THE TASK: Copy the data below exactly, omitting any picture it contains.

DATASET SECTION:
==================================================
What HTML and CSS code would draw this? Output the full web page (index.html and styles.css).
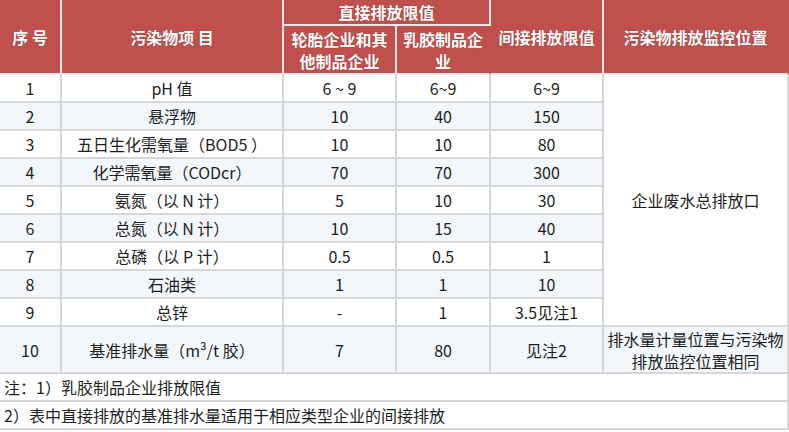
FILE: index.html
```html
<!DOCTYPE html>
<html lang="zh-CN">
<head>
<meta charset="utf-8">
<title>排放限值</title>
<link rel="stylesheet" href="styles.css">
</head>
<body>
<table class="limits">
  <colgroup>
    <col class="c1"><col class="c2"><col class="c3"><col class="c4"><col class="c5"><col class="c6">
  </colgroup>
  <thead>
    <tr class="h1">
      <th rowspan="2">序 号</th>
      <th rowspan="2">污染物项 目</th>
      <th colspan="2">直接排放限值</th>
      <th rowspan="2">间接排放限值</th>
      <th rowspan="2">污染物排放监控位置</th>
    </tr>
    <tr class="h2">
      <th>轮胎企业和其他制品企业</th>
      <th>乳胶制品企业</th>
    </tr>
  </thead>
  <tbody>
    <tr><td>1</td><td>pH 值</td><td>6 ~ 9</td><td>6~9</td><td>6~9</td><td rowspan="9" class="loc">企业废水总排放口</td></tr>
    <tr class="alt"><td>2</td><td>悬浮物</td><td>10</td><td>40</td><td>150</td></tr>
    <tr><td>3</td><td>五日生化需氧量（BOD5 ）</td><td>10</td><td>10</td><td>80</td></tr>
    <tr class="alt"><td>4</td><td>化学需氧量（CODcr）</td><td>70</td><td>70</td><td>300</td></tr>
    <tr><td>5</td><td>氨氮（以 N 计）</td><td>5</td><td>10</td><td>30</td></tr>
    <tr class="alt"><td>6</td><td>总氮（以 N 计）</td><td>10</td><td>15</td><td>40</td></tr>
    <tr><td>7</td><td>总磷（以 P 计）</td><td>0.5</td><td>0.5</td><td>1</td></tr>
    <tr class="alt"><td>8</td><td>石油类</td><td>1</td><td>1</td><td>10</td></tr>
    <tr><td>9</td><td>总锌</td><td>-</td><td>1</td><td>3.5见注1</td></tr>
    <tr class="alt tall"><td>10</td><td>基准排水量（m³/t 胶）</td><td>7</td><td>80</td><td>见注2</td><td class="loc2">排水量计量位置与污染物排放监控位置相同</td></tr>
    <tr class="note"><td colspan="6">注：1）乳胶制品企业排放限值</td></tr>
    <tr class="note"><td colspan="6">2）表中直接排放的基准排水量适用于相应类型企业的间接排放</td></tr>
  </tbody>
</table>
</body>
</html>
```

FILE: styles.css
```css
html, body {
  margin: 0;
  padding: 0;
  background: #ffffff;
}

.limits {
  width: 789px;
  table-layout: fixed;
  border-collapse: separate;
  border-spacing: 0;
  font-family: "Noto Sans CJK SC", "Noto Sans", sans-serif;
  color: #1e1e1e;
}

.c1 { width: 62px; }
.c2 { width: 222px; }
.c3 { width: 113px; }
.c4 { width: 94px; }
.c5 { width: 113px; }
.c6 { width: 185px; }

.limits th {
  background: #c0504d;
  color: #ffffff;
  font-weight: bold;
  font-size: 16px;
  line-height: 22px;
  padding: 0 4px;
  border-right: 2px solid #f4e6e6;
  border-bottom: 2px solid #f4e6e6;
  text-align: center;
  vertical-align: middle;
  text-shadow: 0 0 1px #7a2a28;
}

.limits thead th:last-child { border-right: 2px solid #c0504d; }

.h1 th { height: 24px; }
.h2 th { height: 47px; }

.limits td {
  font-size: 16px;
  line-height: 22px;
  height: 28px;
  padding: 0 2px;
  text-align: center;
  vertical-align: middle;
  border-right: 2px solid #d6d6d6;
  border-bottom: 2px solid #d6d6d6;
  background: #ffffff;
  box-sizing: border-box;
}

.limits tr.alt td { background: #f3f7fb; }
.limits td.loc { background: #ffffff; }

.limits tr.tall td { height: 47px; }

.note td {
  text-align: left;
  padding-left: 4px;
}
```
==================================================
CORRECT RESULT:
What HTML and CSS code would draw this? Output the full web page (index.html and styles.css).
FILE: index.html
```html
<!DOCTYPE html>
<html lang="zh-CN">
<head>
<meta charset="utf-8">
<title>排放限值</title>
<link rel="stylesheet" href="styles.css">
</head>
<body>
<table class="limits">
  <colgroup>
    <col class="c1"><col class="c2"><col class="c3"><col class="c4"><col class="c5"><col class="c6">
  </colgroup>
  <thead>
    <tr class="h1">
      <th rowspan="2">序 号</th>
      <th rowspan="2">污染物项 目</th>
      <th colspan="2">直接排放限值</th>
      <th rowspan="2">间接排放限值</th>
      <th rowspan="2">污染物排放监控位置</th>
    </tr>
    <tr class="h2">
      <th>轮胎企业和其他制品企业</th>
      <th>乳胶制品企业</th>
    </tr>
  </thead>
  <tbody>
    <tr><td>1</td><td>pH 值</td><td>6 ~ 9</td><td>6~9</td><td>6~9</td><td rowspan="9" class="loc">企业废水总排放口</td></tr>
    <tr class="alt"><td>2</td><td>悬浮物</td><td>10</td><td>40</td><td>150</td></tr>
    <tr><td>3</td><td>五日生化需氧量（BOD5 ）</td><td>10</td><td>10</td><td>80</td></tr>
    <tr class="alt"><td>4</td><td>化学需氧量（CODcr）</td><td>70</td><td>70</td><td>300</td></tr>
    <tr><td>5</td><td>氨氮（以 N 计）</td><td>5</td><td>10</td><td>30</td></tr>
    <tr class="alt"><td>6</td><td>总氮（以 N 计）</td><td>10</td><td>15</td><td>40</td></tr>
    <tr><td>7</td><td>总磷（以 P 计）</td><td>0.5</td><td>0.5</td><td>1</td></tr>
    <tr class="alt"><td>8</td><td>石油类</td><td>1</td><td>1</td><td>10</td></tr>
    <tr><td>9</td><td>总锌</td><td>-</td><td>1</td><td>3.5见注1</td></tr>
    <tr class="alt tall"><td>10</td><td>基准排水量（m³/t 胶）</td><td>7</td><td>80</td><td>见注2</td><td class="loc2">排水量计量位置与污染物排放监控位置相同</td></tr>
    <tr class="note"><td colspan="6">注：1）乳胶制品企业排放限值</td></tr>
    <tr class="note"><td colspan="6">2）表中直接排放的基准排水量适用于相应类型企业的间接排放</td></tr>
  </tbody>
</table>
</body>
</html>
```

FILE: styles.css
```css
html, body {
  margin: 0;
  padding: 0;
  background: #ffffff;
}

.limits {
  width: 789px;
  table-layout: fixed;
  border-collapse: separate;
  border-spacing: 0;
  font-family: "Noto Sans CJK SC", "Noto Sans", sans-serif;
  color: #1e1e1e;
}

.c1 { width: 62px; }
.c2 { width: 222px; }
.c3 { width: 113px; }
.c4 { width: 94px; }
.c5 { width: 113px; }
.c6 { width: 185px; }

.limits th {
  background: #c0504d;
  color: #ffffff;
  font-weight: bold;
  font-size: 16px;
  line-height: 22px;
  padding: 0 4px;
  border-right: 2px solid #f4e6e6;
  border-bottom: 2px solid #f4e6e6;
  text-align: center;
  vertical-align: middle;
  text-shadow: 0 0 1px #7a2a28;
}

.limits thead th:last-child { border-right: 2px solid #c0504d; }

.h1 th { height: 24px; }
.h2 th { height: 47px; }

.limits td {
  font-size: 16px;
  line-height: 22px;
  height: 28px;
  padding: 0 2px;
  text-align: center;
  vertical-align: middle;
  border-right: 2px solid #d6d6d6;
  border-bottom: 2px solid #d6d6d6;
  background: #ffffff;
  box-sizing: border-box;
}

.limits tr.alt td { background: #f3f7fb; }
.limits td.loc { background: #ffffff; }

.limits tr.tall td { height: 47px; }

.note td {
  text-align: left;
  padding-left: 4px;
}
```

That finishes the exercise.